I hope spark also start supporting this in framework which will benefit the ML community immensely.
Stream as platform vs Batch as Platform
Apache Spark comes from the era of Map/Reduce which represents whole computation as the movement of the data as collections of the files. These files may be sitting in memory as arrays or physical files on the disk. This has very nice properties like fault tolerance etc.
But Flink is new kind of systems which represents the whole computation as the stream processing where data is moved contentiously without any barriers. This idea is very similar to new reactive streams systems like akka-streams.
Though with my limited research it’s not very apparent that which one is the future of big data systems, doing everything as stream seems to picking up these days. So in that sense flink breathes a fresh air into way we think about big data systems.
After knowing all the differences, one question you may ask is Flink production ready like Spark? I argue it’s not fully ready. There are parts like batch which already in production, but other pieces like streaming , table API are still getting evolved. It’s not saying that people are not using flink streaming in production. There are some brave hearts out there who are doing that. But as mass market tool its need to be matured and stabilized over course of time.
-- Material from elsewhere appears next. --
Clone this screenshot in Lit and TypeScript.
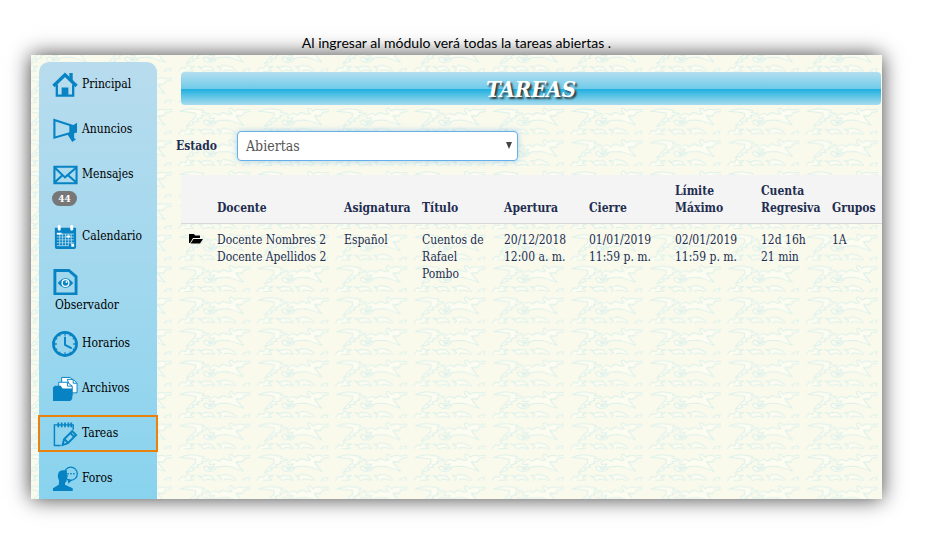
import { LitElement, html, css, svg, nothing } from "lit";
import { customElement, property } from "lit/decorators.js";
import { classMap } from "lit/directives/class-map.js";

const icons: Record<string, unknown> = {
  home: svg`<path d="M5 13v11.500h17V13" fill="none" stroke="currentColor" stroke-width="2.400"/><path d="M1.500 14.500L13.500 3l12 11.500" fill="none" stroke="currentColor" stroke-width="3.400"/><path d="M18 1h3.500v8L18 6zM10 16h7v9h-7z"/>`,
  megaphone: svg`<path d="M2.500 3L21 9v7L2.500 21.500z" fill="none" stroke="currentColor" stroke-width="2.200"/><path d="M18 8l3 1 5-3v10l-3 1v5l2 1-4 3-5-8 2-2z"/>`,
  mail: svg`<path d="M2.500 5h23v17h-23zM3 6l10.500 10L25 6M3 21l7.500-7M25 21l-8-7" fill="none" stroke="currentColor" stroke-width="2.200"/>`,
  calendar: svg`<path d="M3 4h22v20q0 2-2 2H5q-2 0-2-2z"/><g fill="#fff"><rect x="6" y="1" width="3" height="6" rx="1.500"/><rect x="19" y="1" width="3" height="6" rx="1.500"/></g><path d="M5 10.500h18M5 13.500h18M5 16.500h18M5 19.500h18M5 22.500h12M8 10v13M11 10v13M14 10v13M17 10v13M20 10v11" stroke="#a9d8ee" stroke-width=".9" fill="none"/><path d="M5 9h5v2H5zM20 20.500h3v3h-3zM15 12h4v2h-4z" fill="#fff"/>`,
  observer: svg`<path d="M3 1.500h14.500L25 8v18H3z" fill="none" stroke="currentColor" stroke-width="3"/><path d="M6 14.500q8-10 16 0q-8 10-16 0z"/><circle cx="14" cy="14.500" r="4.200" fill="#fff"/><circle cx="14" cy="14.500" r="2.800"/><circle cx="15" cy="13.500" r="1" fill="#fff"/>`,
  clock: svg`<circle cx="13.500" cy="13.500" r="12" fill="none" stroke="currentColor" stroke-width="2.800"/><path d="M13.500 6v8.500l7 3.500" fill="none" stroke="currentColor" stroke-width="2"/><path d="M13.500 2v3M13.500 22v3M2 13.500h3M22 13.500h3M7.500 3.500l1 2M19.500 3.500l-1 2M3.500 7.500l2 1M23.500 7.500l-2 1M3.500 19.500l2-1M23.500 19.500l-2-1M7.500 23.500l1-2M19.500 23.500l-1-2" fill="none" stroke="currentColor" stroke-width="1.300"/>`,
  files: svg`<g fill="#fff" stroke="currentColor" stroke-width="1"><path d="M10 1.500h9l3 3v6H10z"/><path d="M16 3.500h6l4 4v10h-6z"/><path d="M7 6.500h9l5 4v10H7z"/></g><path d="M16 6.500v4h5M22 3.500v4h4" fill="none" stroke="currentColor"/><path d="M1 12l2-2h6l2 3h10v11l-2 2H1z"/>`,
  tasks: svg`<path d="M9 25.500H2.500V4H22v5" fill="none" stroke="currentColor" stroke-width="1.500"/><path d="M6.500 1.500v5M10 1.500v5M13.500 1.500v5M17 1.500v5M20 1.500v5" stroke="currentColor" stroke-width="1.800"/><path d="M11 25l1.500-6L21 10.500l4 4L16.500 23zM13 19l3.500 3.500M19 12.500l4 4" fill="none" stroke="currentColor" stroke-width="2"/>`,
  forum: svg`<circle cx="19.500" cy="8" r="6.800" fill="none" stroke="currentColor" stroke-width="1.300"/><path d="M16 13.500l1 5 4-4"/><path d="M6 11q0-7 6-6.500h3.500v4l1 2-1 2q0 4-2 5v2l8 3.500v3H1v-3l6-3.500q1-4-1-8.500z"/><path d="M16 8h1.500M19 8h1.500M22 8h1.500" stroke="currentColor" stroke-width="1.500"/>`,
};

interface NavEntry {
  icon: string;
  label: string;
  badge?: number;
  stacked?: boolean;
  active?: boolean;
}

const entries: NavEntry[] = [
  { icon: "home", label: "Principal" },
  { icon: "megaphone", label: "Anuncios" },
  { icon: "mail", label: "Mensajes", badge: 44 },
  { icon: "calendar", label: "Calendario" },
  { icon: "observer", label: "Observador", stacked: true },
  { icon: "clock", label: "Horarios" },
  { icon: "files", label: "Archivos" },
  { icon: "tasks", label: "Tareas", active: true },
  { icon: "forum", label: "Foros" },
];

const columns = [
  { key: "open", lines: [] },
  { key: "teacher", lines: ["Docente"] },
  { key: "subject", lines: ["Asignatura"] },
  { key: "title", lines: ["Título"] },
  { key: "start", lines: ["Apertura"] },
  { key: "end", lines: ["Cierre"] },
  { key: "limit", lines: ["Límite", "Máximo"] },
  { key: "countdown", lines: ["Cuenta", "Regresiva"] },
  { key: "groups", lines: ["Grupos"] },
];

const tasks = [
  [
    ["Docente Nombres 2", "Docente Apellidos 2"],
    ["Español"],
    ["Cuentos de", "Rafael", "Pombo"],
    ["20/12/2018", "12:00 a. m."],
    ["01/01/2019", "11:59 p. m."],
    ["02/01/2019", "11:59 p. m."],
    ["12d 16h", "21 min"],
    ["1A"],
  ],
];

const stack = (lines: string[]) => lines.map((l, i) => html`${i ? html`<br />` : nothing}${l}`);

@customElement("nav-item")
class NavItem extends LitElement {
  @property({ attribute: false }) entry!: NavEntry;

  static styles = css`
    :host { display: block; }
    .link {
      display: block;
      padding: 0 0 0 13px;
      color: #000;
      text-decoration: none;
      line-height: 17px;
    }
    .row { display: flex; align-items: center; gap: 4px; height: 37px; }
    .icon { width: 26px; height: 26px; color: #0783c4; fill: currentColor; flex: none; }
    .below { display: block; height: 20px; margin-top: -3px; padding-left: 3px; }
    .badge {
      display: block;
      width: 25px;
      height: 15px;
      margin-bottom: 4px;
      margin-top: -2px;
      border-radius: 8px;
      background: #777;
      color: #fff;
      font-size: 10px;
      font-weight: bold;
      line-height: 15px;
      text-align: center;
    }
    .active { margin: 0 -1px; padding-left: 14px; outline: 2px solid #e8820c; outline-offset: -2px; }
  `;

  render() {
    const e = this.entry;
    return html`<a href="#" class=${classMap({ link: true, active: !!e.active })}>
      <span class="row">
        <svg class="icon" viewBox="0 0 27 27" aria-hidden="true">${icons[e.icon]}</svg>
        ${e.stacked ? nothing : html`<span>${e.label}</span>`}
      </span>
      ${e.stacked ? html`<span class="below">${e.label}</span>` : nothing}
      ${e.badge ? html`<span class="badge">${e.badge}</span>` : nothing}
    </a>`;
  }
}

@customElement("dove-paper")
class DovePaper extends LitElement {
  static styles = css`
    :host { display: block; }
    .paper { display: block; width: 100%; height: 100%; }
  `;

  render() {
    return html`<svg class="paper" aria-hidden="true">
      <defs>
        <pattern id="doves" x="5" y="14" width="235.300" height="94.400" patternUnits="userSpaceOnUse"
          patternTransform="translate(61 12) scale(.3333)">
          <g fill="#fcfcf1" stroke="#dcf0ea" stroke-width="3" stroke-linejoin="round">
            <path d="M24 25Q48 14 68 18L96 22L90 28L112 31Q105 38 88 36L92 42L74 48L80 54L60 56L66 62L42 70L58 52L70 42L71 30Q48 25 24 25z" />
            <path d="M112 38L128 30L140 36L152 28L172 34L180 32L172 24V17L178 15L187 24Q200 14 214 21L240 18Q234 28 218 27L210 38L192 38L202 52L214 66Q192 58 172 52Q146 48 122 58L128 44L112 46z" />
            <path d="M94 54L102 50L108 54L122 52L132 58L124 65L106 66L98 62z" />
            <path d="M108 56L124 58L114 62z" />
            <path d="M12 104L28 82L40 84L46 74L56 80L68 78L54 86L64 92L38 94z" />
            <path d="M76 78L88 82L98 78L118 80L128 93L108 89L94 94L88 86z" />
            <path d="M134 78L146 80L154 75Q188 76 194 98Q174 86 158 90L150 99L138 97L148 88z" />
            <path d="M204 105L212 92L220 86L233 85L228 96L216 94z" />
          </g>
        </pattern>
      </defs>
      <rect width="100%" height="100%" fill="#fafaec" />
      <rect width="100%" height="100%" fill="url(#doves)" />
    </svg>`;
  }
}

@customElement("app-root")
class AppRoot extends LitElement {
  static styles = css`
    :host {
      display: block;
      padding: 34px 56px 43px 31px;
      background: #fff;
      font-family: "DejaVu Serif Condensed", "DejaVu Serif", serif;
      font-size: 12px;
      line-height: 17px;
      color: #1f2d50;
    }
    .caption {
      position: relative;
      z-index: 1;
      margin: 0;
      height: 21px;
      font-family: Lato, "Open Sans", sans-serif;
      font-size: 14px;
      line-height: 18px;
      text-align: center;
      color: #000;
    }
    .panel {
      position: relative;
      display: flex;
      padding: 7px 0 0 8px;
      box-shadow: 0 0 20px rgba(0, 0, 0, 0.75);
    }
    .paper { position: absolute; inset: 0; }
    .sidebar {
      position: relative;
      flex: none;
      width: 118px;
      box-sizing: border-box;
      padding: 4px 0 2px;
      border-radius: 10px 10px 0 0;
      background: linear-gradient(#b8dcee, #89d3ee);
    }
    .list { display: flex; flex-direction: column; gap: 8px; margin: 0; padding: 0; list-style: none; }
    .main { position: relative; flex: 1; min-width: 0; padding: 10px 0 0 19px; }
    .title {
      margin: 0 1px 0 5px;
      height: 33px;
      border-radius: 4px;
      background: linear-gradient(#b4deef, #6fcbea 51%, #1fb0e0 52%, #a9dcee);
      color: #fff;
      font-family: "DejaVu Serif Condensed", "DejaVu Serif", serif;
      font-size: 22px;
      font-style: italic;
      font-weight: bold;
      line-height: 35px;
      text-align: center;
      text-shadow: 2px 2px 2px #333;
    }
    .filter { display: flex; align-items: center; margin-top: 26px; }
    .label { width: 61px; font-weight: bold; }
    .field { position: relative; width: 281px; }
    .select {
      display: block;
      appearance: none;
      width: 100%;
      height: 30px;
      margin: 0;
      padding: 0 24px 0 8px;
      border: 1px solid #66afe9;
      border-radius: 4px;
      outline: 0;
      background: #fff;
      box-shadow: 0 0 6px rgba(102, 175, 233, 0.5);
      color: #555;
      font: inherit;
      font-size: 14px;
    }
    .arrow { position: absolute; right: 5px; top: 11px; width: 8px; height: 8px; fill: #444; pointer-events: none; }
    .table { width: calc(100% - 5px); margin: 14px 0 0 5px; border-collapse: separate; border-spacing: 0; table-layout: fixed; }
    .cell { padding: 8px 0 6px 8px; text-align: left; vertical-align: top; white-space: nowrap; }
    .head { border-bottom: 1px solid #d8d8d8; background: #f4f4f4; font-weight: bold; vertical-align: bottom; }
    .open { width: 28px; }
    .subject { width: 78px; }
    .title-col { width: 82px; }
    .start { width: 85px; }
    .end, .limit { width: 86px; }
    .countdown { width: 71px; }
    .groups { width: 58px; }
    .folder { display: block; margin-top: 1px; width: 14px; height: 12px; color: #000; }
    .folder-button { display: block; padding: 0; border: 0; background: none; }
  `;

  render() {
    return html`
      <p class="caption">Al ingresar al módulo verá todas la tareas abiertas .</p>
      <div class="panel">
        <dove-paper class="paper"></dove-paper>
        <nav class="sidebar">
          <ul class="list">
            ${entries.map((e) => html`<li><nav-item .entry=${e}></nav-item></li>`)}
          </ul>
        </nav>
        <main class="main">
          <h1 class="title">TAREAS</h1>
          <div class="filter">
            <label class="label" for="state">Estado</label>
            <div class="field">
              <select class="select" id="state"><option>Abiertas</option></select>
              <svg class="arrow" viewBox="0 0 8 8" aria-hidden="true"><path d="M1 0h6L4 7z" /></svg>
            </div>
          </div>
          <table class="table">
            <colgroup>
              ${columns.map((c) => html`<col class=${c.key === "title" ? "title-col" : c.key} />`)}
            </colgroup>
            <thead>
              <tr>${columns.map((c) => html`<th class="cell head" scope="col">${stack(c.lines)}</th>`)}</tr>
            </thead>
            <tbody>
              ${tasks.map((row) => html`<tr>
                <td class="cell">
                  <button class="folder-button" aria-label="Abrir">
                    <svg class="folder" viewBox="0 0 14 12"><path d="M0 10V1h5l1 1.500h5V5H4L1 10zM1.500 10.500L4.500 6H14l-3 4.500z" /></svg>
                  </button>
                </td>
                ${row.map((lines) => html`<td class="cell">${stack(lines)}</td>`)}
              </tr>`)}
            </tbody>
          </table>
        </main>
      </div>
    `;
  }
}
At this point of time Spark is much mature and complete framework compared to Flink. But flink does bring very interesting ideas like custom memory management, data set API etc to the table. Spark community is recognizing it and adopting these ideas into spark. So in that sense flink is taking big data processing to next level altogether. So knowing flink API and internals will help you to understand this new stream paradigm shift much before it lands in Spark.